General: The common theme that was impacting fruit, vegetable and agronomic field crops this week was waterlogged, saturated soils as a result of all the rainfall we have had recently. Depending upon the specific crop this is going to have impacts that will range from plant death, to root rots, to fruiting disorders, to reduced yields and secondary plant diseases. (See photo below)
Overall both apples and peaches are still looking good although scouts did note a large increase in both European red mite and 2-spotted spider mites on some varieties of apples. Populations were large enough that miticide treatments were recommended. In the small fruit area strawberry harvest is approaching an end, while some red raspberries will soon begin harvest, and some blueberry varieties also have ripe berries. Grapes are developing fruit which are approximately pea-sized at this point. Scouts are monitoring and trapping for spotted wing drosophila fruit flies and all trap counts are negative at this point.

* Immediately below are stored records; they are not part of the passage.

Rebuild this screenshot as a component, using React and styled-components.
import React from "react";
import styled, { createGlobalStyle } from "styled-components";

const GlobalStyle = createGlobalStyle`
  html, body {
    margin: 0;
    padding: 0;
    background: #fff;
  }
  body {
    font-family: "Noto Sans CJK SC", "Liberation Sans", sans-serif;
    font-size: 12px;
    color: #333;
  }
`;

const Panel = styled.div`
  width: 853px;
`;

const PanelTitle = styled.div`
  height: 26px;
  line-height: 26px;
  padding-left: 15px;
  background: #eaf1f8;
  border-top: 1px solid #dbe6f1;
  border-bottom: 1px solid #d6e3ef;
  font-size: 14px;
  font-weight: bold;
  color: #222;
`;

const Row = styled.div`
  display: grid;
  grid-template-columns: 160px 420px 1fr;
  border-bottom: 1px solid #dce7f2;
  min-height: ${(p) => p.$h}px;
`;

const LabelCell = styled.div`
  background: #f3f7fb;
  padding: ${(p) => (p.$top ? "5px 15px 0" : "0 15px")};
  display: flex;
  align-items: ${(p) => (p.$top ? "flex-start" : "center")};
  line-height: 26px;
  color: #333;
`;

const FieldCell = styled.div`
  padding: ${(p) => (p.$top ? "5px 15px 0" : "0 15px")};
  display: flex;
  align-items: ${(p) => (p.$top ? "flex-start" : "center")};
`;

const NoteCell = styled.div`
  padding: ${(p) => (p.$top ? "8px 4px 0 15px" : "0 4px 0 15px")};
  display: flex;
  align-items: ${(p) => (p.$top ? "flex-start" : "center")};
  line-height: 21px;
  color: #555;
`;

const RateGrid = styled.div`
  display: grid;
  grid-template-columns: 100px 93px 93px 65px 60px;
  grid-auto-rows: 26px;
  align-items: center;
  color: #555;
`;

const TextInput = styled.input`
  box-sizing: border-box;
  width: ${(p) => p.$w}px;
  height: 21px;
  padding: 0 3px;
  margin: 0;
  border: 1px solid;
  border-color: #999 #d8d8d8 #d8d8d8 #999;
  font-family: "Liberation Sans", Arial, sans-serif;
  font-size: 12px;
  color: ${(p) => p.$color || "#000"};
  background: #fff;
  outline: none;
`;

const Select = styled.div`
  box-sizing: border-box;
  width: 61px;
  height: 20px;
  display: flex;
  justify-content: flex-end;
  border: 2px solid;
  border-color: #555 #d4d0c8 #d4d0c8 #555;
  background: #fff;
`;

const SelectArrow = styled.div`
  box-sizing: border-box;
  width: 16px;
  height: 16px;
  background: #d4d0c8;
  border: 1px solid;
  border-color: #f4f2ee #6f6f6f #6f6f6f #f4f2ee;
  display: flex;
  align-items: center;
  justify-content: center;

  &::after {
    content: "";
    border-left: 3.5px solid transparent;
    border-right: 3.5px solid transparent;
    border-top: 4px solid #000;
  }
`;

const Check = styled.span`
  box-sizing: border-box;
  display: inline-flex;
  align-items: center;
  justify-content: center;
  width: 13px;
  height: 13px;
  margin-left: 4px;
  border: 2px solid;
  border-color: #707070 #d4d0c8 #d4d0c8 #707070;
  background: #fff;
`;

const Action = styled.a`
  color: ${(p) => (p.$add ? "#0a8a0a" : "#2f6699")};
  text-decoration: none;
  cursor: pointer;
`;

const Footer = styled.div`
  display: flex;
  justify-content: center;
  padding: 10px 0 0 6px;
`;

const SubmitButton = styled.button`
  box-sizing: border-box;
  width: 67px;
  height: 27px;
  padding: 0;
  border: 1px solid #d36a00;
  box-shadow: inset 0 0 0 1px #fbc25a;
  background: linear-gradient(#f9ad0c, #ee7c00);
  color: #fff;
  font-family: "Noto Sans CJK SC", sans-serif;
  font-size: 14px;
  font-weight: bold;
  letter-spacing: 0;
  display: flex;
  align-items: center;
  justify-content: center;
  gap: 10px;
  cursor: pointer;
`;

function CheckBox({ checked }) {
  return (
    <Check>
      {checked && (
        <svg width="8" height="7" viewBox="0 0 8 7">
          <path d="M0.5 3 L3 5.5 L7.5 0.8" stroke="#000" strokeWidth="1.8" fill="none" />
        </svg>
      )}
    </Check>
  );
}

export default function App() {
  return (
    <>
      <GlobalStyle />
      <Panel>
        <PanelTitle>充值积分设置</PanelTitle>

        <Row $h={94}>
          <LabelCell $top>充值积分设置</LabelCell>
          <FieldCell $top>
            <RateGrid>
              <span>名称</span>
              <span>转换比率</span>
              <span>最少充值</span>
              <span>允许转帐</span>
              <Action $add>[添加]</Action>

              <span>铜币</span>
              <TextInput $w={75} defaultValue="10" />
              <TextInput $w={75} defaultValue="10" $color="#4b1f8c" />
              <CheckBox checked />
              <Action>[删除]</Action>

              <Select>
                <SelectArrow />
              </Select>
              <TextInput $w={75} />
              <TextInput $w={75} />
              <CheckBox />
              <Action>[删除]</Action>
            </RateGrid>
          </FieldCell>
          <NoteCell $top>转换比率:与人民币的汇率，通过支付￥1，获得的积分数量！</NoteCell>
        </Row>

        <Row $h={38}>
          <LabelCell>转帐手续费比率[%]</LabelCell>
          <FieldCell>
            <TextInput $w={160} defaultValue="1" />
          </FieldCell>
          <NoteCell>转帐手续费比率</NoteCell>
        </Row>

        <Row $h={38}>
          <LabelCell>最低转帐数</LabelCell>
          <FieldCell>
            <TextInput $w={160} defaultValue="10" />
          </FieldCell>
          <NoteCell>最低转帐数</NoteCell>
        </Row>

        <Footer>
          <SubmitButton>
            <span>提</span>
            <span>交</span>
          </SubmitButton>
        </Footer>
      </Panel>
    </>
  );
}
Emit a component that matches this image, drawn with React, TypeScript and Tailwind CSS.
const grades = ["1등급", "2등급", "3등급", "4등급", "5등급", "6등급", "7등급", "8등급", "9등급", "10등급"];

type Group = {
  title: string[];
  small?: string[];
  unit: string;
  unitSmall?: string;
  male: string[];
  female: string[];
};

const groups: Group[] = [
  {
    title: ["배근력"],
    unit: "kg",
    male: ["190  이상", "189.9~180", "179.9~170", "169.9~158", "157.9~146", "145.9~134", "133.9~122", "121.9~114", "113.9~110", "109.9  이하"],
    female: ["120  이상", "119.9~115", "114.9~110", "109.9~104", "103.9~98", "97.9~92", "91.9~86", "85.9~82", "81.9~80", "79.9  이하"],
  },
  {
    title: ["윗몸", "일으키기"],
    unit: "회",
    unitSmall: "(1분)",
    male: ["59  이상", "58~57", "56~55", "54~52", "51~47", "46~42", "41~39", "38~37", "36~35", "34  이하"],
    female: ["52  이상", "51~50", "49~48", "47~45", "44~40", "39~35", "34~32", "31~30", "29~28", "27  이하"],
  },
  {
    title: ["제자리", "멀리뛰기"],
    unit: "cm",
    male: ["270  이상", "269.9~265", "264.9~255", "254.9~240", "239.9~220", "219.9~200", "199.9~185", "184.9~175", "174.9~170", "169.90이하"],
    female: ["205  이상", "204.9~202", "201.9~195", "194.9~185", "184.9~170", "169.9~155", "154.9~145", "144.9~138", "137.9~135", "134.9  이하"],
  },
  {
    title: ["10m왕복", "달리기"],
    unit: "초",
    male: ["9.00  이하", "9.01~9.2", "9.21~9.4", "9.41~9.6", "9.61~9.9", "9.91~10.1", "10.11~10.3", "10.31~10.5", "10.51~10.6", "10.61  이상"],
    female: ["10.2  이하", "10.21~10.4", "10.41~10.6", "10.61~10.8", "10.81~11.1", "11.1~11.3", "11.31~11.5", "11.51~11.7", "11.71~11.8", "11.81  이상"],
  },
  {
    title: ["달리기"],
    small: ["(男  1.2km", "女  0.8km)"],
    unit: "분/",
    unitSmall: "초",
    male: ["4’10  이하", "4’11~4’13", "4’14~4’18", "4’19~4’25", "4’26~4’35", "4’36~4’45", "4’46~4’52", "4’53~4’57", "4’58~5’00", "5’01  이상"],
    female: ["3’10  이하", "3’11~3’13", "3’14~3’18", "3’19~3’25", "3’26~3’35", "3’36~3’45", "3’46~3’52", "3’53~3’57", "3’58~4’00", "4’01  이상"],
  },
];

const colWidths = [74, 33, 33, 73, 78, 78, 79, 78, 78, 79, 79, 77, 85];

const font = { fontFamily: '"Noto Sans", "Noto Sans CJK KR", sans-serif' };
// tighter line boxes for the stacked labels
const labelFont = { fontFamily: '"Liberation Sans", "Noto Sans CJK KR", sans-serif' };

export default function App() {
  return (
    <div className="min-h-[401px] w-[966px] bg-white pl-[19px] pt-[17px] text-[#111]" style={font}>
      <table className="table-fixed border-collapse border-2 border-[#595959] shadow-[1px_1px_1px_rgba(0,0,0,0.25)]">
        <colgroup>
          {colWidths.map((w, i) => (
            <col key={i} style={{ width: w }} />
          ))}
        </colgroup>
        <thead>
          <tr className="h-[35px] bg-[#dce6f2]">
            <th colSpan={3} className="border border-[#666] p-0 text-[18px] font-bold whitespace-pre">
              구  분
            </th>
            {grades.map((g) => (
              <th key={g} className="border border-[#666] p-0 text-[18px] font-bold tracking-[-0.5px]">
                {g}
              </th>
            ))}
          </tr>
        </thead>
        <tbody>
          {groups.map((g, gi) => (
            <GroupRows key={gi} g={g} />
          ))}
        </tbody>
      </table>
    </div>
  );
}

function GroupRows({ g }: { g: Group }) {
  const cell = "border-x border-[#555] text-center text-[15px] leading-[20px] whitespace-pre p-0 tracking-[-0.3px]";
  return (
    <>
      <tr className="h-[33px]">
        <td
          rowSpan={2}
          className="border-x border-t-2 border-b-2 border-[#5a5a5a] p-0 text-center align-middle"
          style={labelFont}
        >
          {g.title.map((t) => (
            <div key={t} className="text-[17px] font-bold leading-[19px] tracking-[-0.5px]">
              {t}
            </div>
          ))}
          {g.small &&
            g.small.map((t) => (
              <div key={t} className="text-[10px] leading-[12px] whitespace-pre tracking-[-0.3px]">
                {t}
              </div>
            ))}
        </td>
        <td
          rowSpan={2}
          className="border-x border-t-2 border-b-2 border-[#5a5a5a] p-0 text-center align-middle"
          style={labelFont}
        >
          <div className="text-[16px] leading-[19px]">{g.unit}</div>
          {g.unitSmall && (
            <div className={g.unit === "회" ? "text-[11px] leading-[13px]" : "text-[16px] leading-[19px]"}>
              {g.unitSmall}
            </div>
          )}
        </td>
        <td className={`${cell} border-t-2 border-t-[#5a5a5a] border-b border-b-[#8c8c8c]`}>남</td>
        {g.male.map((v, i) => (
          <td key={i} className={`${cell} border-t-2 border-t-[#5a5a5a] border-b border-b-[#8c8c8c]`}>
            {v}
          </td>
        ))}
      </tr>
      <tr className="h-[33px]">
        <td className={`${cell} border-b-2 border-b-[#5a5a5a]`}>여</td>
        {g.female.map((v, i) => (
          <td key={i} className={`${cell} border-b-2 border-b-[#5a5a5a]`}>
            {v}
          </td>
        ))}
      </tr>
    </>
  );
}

The biggest issue that scouts are running into is high tunnel management with tomatoes. Tomatoes are ripening and harvest is underway in some tunnels, but some growers need to work on opening up the tunnel to get more air movement and to reduce some of the high relative humidity that can be present. Scouts have noted leaf mold, early blight, sclerotina timber rot, blossom end rot and yellow shoulder in high tunnel tomatoes. (See photo below) Field grown tomatoes are at flower and fruit set with no disease problems currently being reported.
Onions and garlic are developing well in the majority of fields. This past week scouts did find yellow stripe virus, a potyvirus, in garlic. A couple of onion fields have some purple blotch (alternaria), while thrips have remained below treatment threshold level.
Growers have treated for cucumber beetle pressure in squash, pumpkins, zucchini and melons and treatment has been effective as scouts have noted the presence of dead beetles. Other fields have reached threshold level and will need to be treated.
Green snap beans are at a range of development stages as staggered planting continues. Some early plantings are just at harvest ready. Common pest problems include slugs, bean leaf beetle leaf feeding and flea beetles. Currently all pests are below threshold levels.
Sweet corn is another crop at various development stages due to staggered planting and growth stages range from V-1 to tassel and silking. Black cutworm leaf feeding is still being detected at low levels not exceeding 10%, while European corn borers feeding damage and larvae are being found. (See photo below)
Many potatoes are in flower and tuber development. Colorado potato beetles is at or above threshold levels in some fields and in others control treatments have been successful in bring beetle numbers down.
Agronomic Field Crops:
Soybeans: The big concern voiced from scouts was ponding and saturated soils. This is a particular concern in soybeans where in many of the fields the crop just seems to be standing still and is not advancing in growth stage. Some damping off has been observed in some portions of some soybean fields. Insect pests present include slugs, flea beetles, bean leaf beetle and Japanese beetles. None at threshold level.
Corn: Corn ranges in development from V-1 to V-9. European corn borer feeding evidence is being found in traited corn, but no live larvae are found. In non-traited corn, European corn borer feeding varies from slight to one field where 49% of the plants sampled showed symptoms of feeding damage. Water ponding is a concern in many fields. Also slug damage is being noted on the lower leaves and slug can be found in areas of heavy fodder. (See photo below)
Alfalfa: Rains are delaying second harvest. Potato leaf hopper (PLH) counts increased this week, averaging between 1 and 9 PLH adults and nymphs per 10 sweep sample, but since alfalfa height is averaging between 15 to 30 inches, these numbers are still below threshold. Other insects noted by scouts include pea aphids, alfalfa plant bug, tarnished plant bug and Japanese beetles. None are at threshold levels.